If, through this social anthropological tradition, we can take a view that culture relates to everything, we can learn from cultural geography that it is about everywhere.

Cultural geography and cross-cultural management: the study of everywhere

I first came across the notion of cultural geography, although I didn’t know it at the time, when I was researching my book Organizational Behaviour in International Management, in the early 1990s. I came across a practical and interesting book by Guy and Mattock. They suggested that the topography of a country has an influence on the culture, specifically through a sense of national identity. To illustrate, they suggested the following exercise (which I actually used in my teaching, with students from all over Europe, with great effect):

First, draw a simple sketch map of Spain, with its boundaries and show its capital city.

Next, do the same for Germany.

The assumption is that it is relatively easy to do this for Spain, but not so with Germany.

Source: Guy, V & Mattock, J (1991) The New International Manager, London: Kogan Page

Germany, so their argument went, has very few natural boundaries. Its political boundaries have constantly changed in modern history. Stretching their point they suggest that this can tell us much about the national identities of both countries. The Spanish have a very strong sense of what it means to be Spanish despite strong regional differences. Germany and ‘Germanness’ is something that can foster insecurities and doubts, and is not all that clear. They suggest that the topography of a country is a good starting point that may give insights into the nature of a national culture. National insecurity may give rise to a need for orderliness and uncertainty avoidance. This is where I begin to back off. The approach is contentious and certainly should be used with caution. The point is, look at a map. Look at ‘place’ as a starting point to understand something about a national culture.

I have recently been researching the nature and implications of the introduction of mobile money into African countries and its disruptive nature as a global technology and means of extracting wealth, set against endogenous ways of managing money in order to set up and expands micro-businesses within African communities. I came across a book on cultural geography, which had a chapter on the cultures of money. The book is called Handbook of Cultural Geography, and it is fascinating, although not a new book (2002). But for a succinct definition of what cultural geography is, I have had to turn to this one, on the research website of Dartmouth College:

The study of the relationship between culture and place. In broad terms, cultural geography examines the cultural values, practices, discursive and material expressions and artefacts of people, the cultural diversity and plurality of society, and how cultures are distributed over space, how places and identities are produced, how people make sense of places and build senses of place, and how people produce and communicate knowledge and meaning.

Like many disciplines within the social sciences (I loath to say that management studies may be an exception) this is a highly contested scholarly space and mainly a critical discipline. Certainly earlier cultural geography may have reflected the view that Guy and Mattock suggested, that physical geography is manifested in cultural identity. Yet this approach was mainly left behind in the late 19th century and early 20th century when it tended to be prevalent where ‘in common with anthropology, it aimed to understand cultural practices, social organizations, and indigenous knowledges, but gave emphasis to people’s connections with and use of place and nature’ (Dartmouth College).

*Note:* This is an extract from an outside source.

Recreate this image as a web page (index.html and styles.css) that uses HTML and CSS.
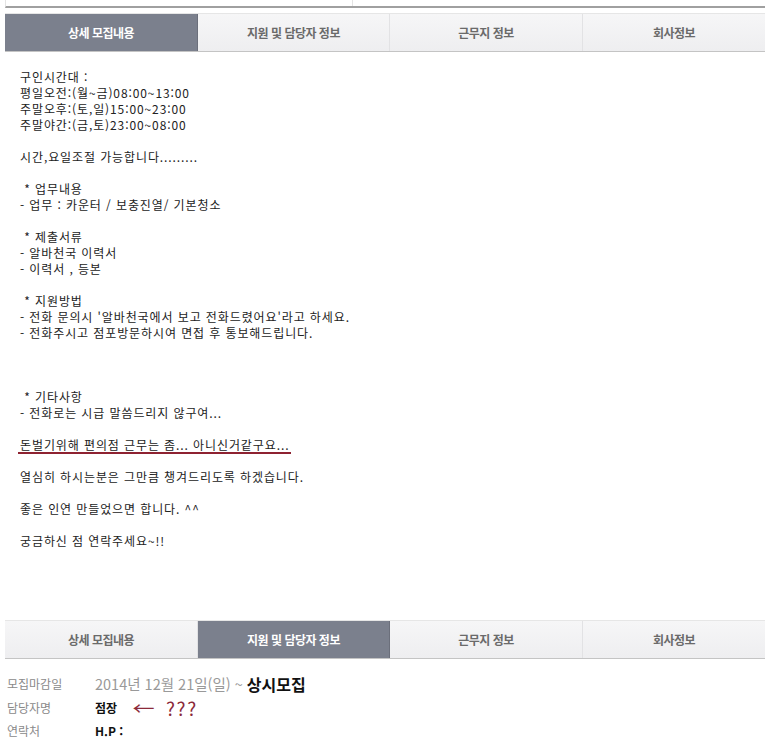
FILE: index.html
```html
<!DOCTYPE html>
<html lang="ko">
<head>
<meta charset="utf-8">
<link rel="stylesheet" href="styles.css">
</head>
<body>
<div class="page">
  <div class="topbox"><div class="topcell"></div><div class="topcell2"></div></div>
  <div class="tabs first">
    <div class="tab on">상세 모집내용</div>
    <div class="tab">지원 및 담당자 정보</div>
    <div class="tab">근무지 정보</div>
    <div class="tab">회사정보</div>
  </div>
  <div class="content">
<div class="ln">구인시간대 :</div>
<div class="ln">평일오전:(월~금)08:00~13:00</div>
<div class="ln">주말오후:(토,일)15:00~23:00</div>
<div class="ln">주말야간:(금,토)23:00~08:00</div>
<div class="ln"></div>
<div class="ln">시간,요일조절 가능합니다.........</div>
<div class="ln"></div>
<div class="ln">&nbsp;* 업무내용</div>
<div class="ln">- 업무 : 카운터 / 보충진열/ 기본청소</div>
<div class="ln"></div>
<div class="ln">&nbsp;* 제출서류</div>
<div class="ln">- 알바천국 이력서</div>
<div class="ln">- 이력서 , 등본</div>
<div class="ln"></div>
<div class="ln">&nbsp;* 지원방법</div>
<div class="ln">- 전화 문의시 '알바천국에서 보고 전화드렸어요'라고 하세요.</div>
<div class="ln">- 전화주시고 점포방문하시여 면접 후 통보해드립니다.</div>
<div class="ln"></div>
<div class="ln"></div>
<div class="ln"></div>
<div class="ln">&nbsp;* 기타사항</div>
<div class="ln">- 전화로는 시급 말씀드리지 않구여...</div>
<div class="ln"></div>
<div class="ln"><span class="mark">돈벌기위해 편의점 근무는 좀... 아니신거같구요...</span></div>
<div class="ln"></div>
<div class="ln">열심히 하시는분은 그만큼 챙겨드리도록 하겠습니다.</div>
<div class="ln"></div>
<div class="ln">좋은 인연 만들었으면 합니다. ^^</div>
<div class="ln"></div>
<div class="ln">궁금하신 점 연락주세요~!!</div>
  </div>
  <div class="tabs second">
    <div class="tab">상세 모집내용</div>
    <div class="tab on">지원 및 담당자 정보</div>
    <div class="tab">근무지 정보</div>
    <div class="tab">회사정보</div>
  </div>
  <div class="info">
    <div class="row"><span class="lbl">모집마감일</span><span class="val date">2014년 12월 21일(일) ~ <b>상시모집</b></span></div>
    <div class="row"><span class="lbl">담당자명</span><span class="val"><b>점장</b><span class="arrow">←</span><span class="note">???</span></span></div>
    <div class="row"><span class="lbl">연락처</span><span class="val"><b>H.P :</b></span></div>
  </div>
</div>
</body>
</html>
```

FILE: styles.css
```css
html, body {
  margin: 0;
  padding: 0;
  background: #fff;
}
.page {
  width: 765px;
  height: 739px;
  overflow: hidden;
  font-family: "Noto Sans CJK KR", "Noto Sans", sans-serif;
  color: #333;
}
.topbox {
  margin-left: 5px;
  height: 6px;
  border-left: 1px solid #e4e4e4;
  border-bottom: 2px solid #a0a0a0;
  display: flex;
}
.topcell {
  width: 346px;
  border-right: 1px solid #e4e4e4;
}
.tabs {
  margin-left: 5px;
  display: grid;
  grid-template-columns: 193px 192px 193px 1fr;
  height: 37px;
  border-top: 1px solid #e6e6e6;
  border-bottom: 1px solid #c4c4c4;
  background: linear-gradient(#f6f6f7, #eeeef0);
}
.tabs.first { margin-top: 5px; }
.tabs.second { margin-top: 71px; }
.tab {
  display: flex;
  align-items: center;
  justify-content: center;
  font-size: 12px;
  font-weight: 700;
  color: #6a6a6a;
  border-right: 1px solid #e2e2e4;
  letter-spacing: -0.5px;
}
.tab:last-child { border-right: none; }
.tab.on {
  background: #7b808d;
  color: #fff;
  border-right: 1px solid #6b6f7b;
}
.content {
  padding: 17px 0 0 20px;
  font-size: 12px;
  letter-spacing: 0.9px;
  line-height: 16px;
  color: #222;
}
.ln {
  height: 16px;
  white-space: pre;
}
.mark {
  display: inline-block;
  border-bottom: 2px solid #8e2231;
  line-height: 14px;
  margin-left: -2px;
  padding-left: 2px;
  padding-right: 2px;
}
.info {
  padding: 13px 0 0 7px;
}
.row {
  display: flex;
  align-items: center;
  height: 23.5px;
}
.lbl {
  width: 88px;
  font-size: 12px;
  color: #8a8a8a;
}
.val {
  font-size: 12px;
  color: #222;
  display: flex;
  align-items: center;
}
.val b { font-weight: 700; color: #111; }
.date {
  font-size: 14.5px;
  color: #999;
}
.date b { font-size: 16px; color: #111; margin-left: 4px; }
.arrow {
  margin-left: 18px;
  font-size: 17px;
  color: #8c2a3a;
  transform: scaleX(1.3);
}
.note {
  margin-left: 14px;
  font-size: 19px;
  letter-spacing: 1.5px;
  color: #8c2a3a;
}
```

For Anderson et al , in putting together their Handbook they realised that ‘..the field of cultural geography was better marked both by its disruption of the usual academic boundaries and by its insatiable enthusiasm for engaging new issues and ideas – whatever their source.’ I must admit that sometimes it appears that cultural geography leans heavily on social and cultural anthropology. Yet, to borrow a term once beloved by management consultants, it appears to take a ‘helicopter view’. It hovers above from a great height and zooms down to take a closer look, always bearing in mind the broader picture. It also tends to retain its critical posture as it does this. Returning to the example of mobile money, the neutrality of money (itself a cultural invention reflecting economic systems that themselves are considered natural and neutral in time and space) can be challenged by first looking at this from a great height: how does it fit into the global terrain of financial capital? And then zooming down into geographic areas where communities have ascribed different (social and cultural) meaning to money. Money assumes credit (a promise to pay in something other that paper, plastic or electronic transfer). Savings and credit facilities within local communities ascribe meaning to the nature of money within credit and savings unions.

Take the stokvels of South Africa, chamas of Kiswahili-speaking East Africa, or the tontines of French-speaking west Africa for example. These are savings or credit unions that grow out of local communities to satisfy local needs. They work through trusting relationship within the local community and reinforce social relations. The introduction of mobile money through global mobile phone MNEs such as Vodafone disrupt local initiatives and the social-supportive nature of stokvels and similar associations within the community (see also my previous post). Cultural geographical approaches seem to address such issues as the local meaning of money in relation to the global context.

Generally cross-cultural management studies appear not to be very good at taking this critical helicopter position: looking from a great height, taking in the geopolitical and geo-economic context, taking a view from everywhere and zooming in to take a closer look at how local space interacts with global space. We can learn from cultural geography and from social anthropology in taking a view of everything from everywhere. Our studies often have a very narrow perspective that do not take in a concept of the totality of the management of human endeavour. It often misses a large chunk of what constitutes ‘culture’, and large pieces of the geographic jigsaw of local and global interfaces. By doing so, and not taking note of the traditions of the wider social sciences as well as new and critical approaches within them, it fails to contribute back to developments in the social sciences. Cross-cultural management scholarship surely has far more to offer.